Enhanced chemical and mechanical durability of superhydrophobic and superoleophilic nanocomposite coatings on cotton fabric for reusable oil/water separation applications

Superhydrophobic polymer nanocomposite coatings based on polydimethylsiloxane (PDMS) and silica nanoparticles were fabricated on the surface of cotton fabrics via a dip-coating technique. The major aim was to illuminate the effect of a proper curing agent on the hydrophobicity of PDMS-based coating on the fabric surface. Employing different ratios of polymer and nanoparticles in the absence/presence of a curing agent resulted in the optimum formulation with enhanced chemical and mechanical durability. Wettability results showed that, at a given composition of polymer and nanoparticles, the addition of curing agent renders the coating superhydrophobic.

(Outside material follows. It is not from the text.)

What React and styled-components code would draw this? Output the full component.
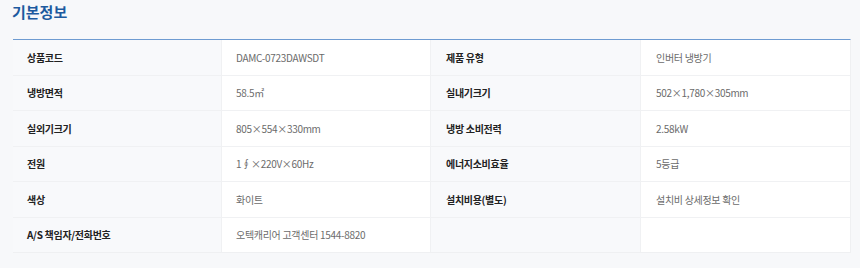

Morphological analysis revealed that the addition of curing agent caused a much higher adsorption of nanoparticles onto the fabric's surface. Based on X-ray photoelectron spectroscopy results, the coating's top layer was more dominated by silica nanoparticles once the curing agent was added to the formulation. This behavior was attributed to the interlocking of silica nanoparticles within the network of cross-linked PDMS chains in the presence of the curing agent. The combination of superhydrophobicity and superoleophilicity was employed to use the coated fabrics in oil/water separation applications. If a high separation efficiency (> 95 %) is needed, the coated fabric could be re-used for 50 consecutive separation cycles.